The author concludes the text with a discussion of the killing of Yagan, which occurred some 400 km north at the Swan River Colony, and includes an image of that man's head. This hand-coloured aquatint portrait of Yagan by George Cruikshank was inserted as the frontispiece of the pamphlet. A letter from Pettigrew, detailing the results of a phrenological post mortem, was addressed to the author and appended as the last three pages.

==Background==
The view is from one of two large hills that straddle the township later named Albany, that nearest the entrance (Note: Later named Atatürk's entrance, for the opposing commander of the Anzac Forces at Gallipoli.) to Princess Royal Harbour.

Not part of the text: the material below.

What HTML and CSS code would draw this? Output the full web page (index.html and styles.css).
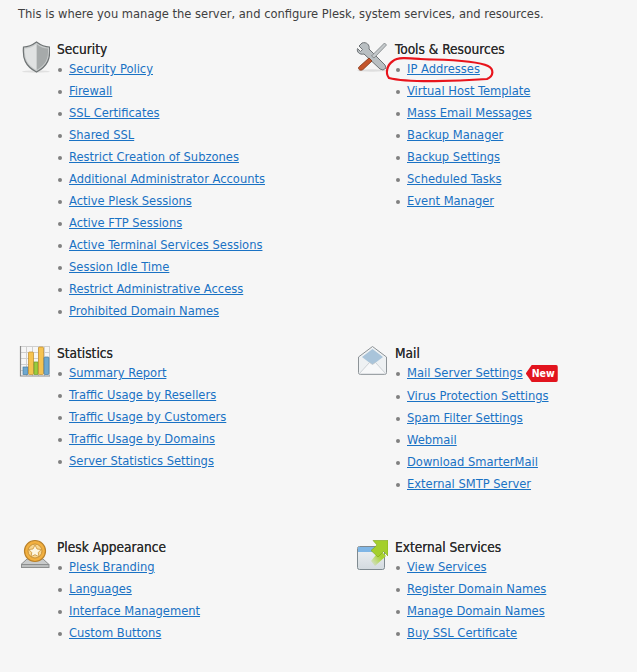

Dale had brought Yagan's head to London, and had entered into an arrangement whereby Pettigrew was given the exclusive right to exhibit the head at his parties. Pettigrew in turn displayed the head in front of a copy of Dale's panorama, and encouraged his guests to buy a panorama as a souvenir of their evening.

Thus, if Dale's panorama is intended to depict racial harmony, its purpose was contradicted by the accompanying pamphlet. It has been suggested that Dale included the information on Yagan in order to support his friend, Lieutenant-Governor Frederick Chidley Irwin, who had returned to London along with Dale in order to justify the killing of Yagan to his superiors.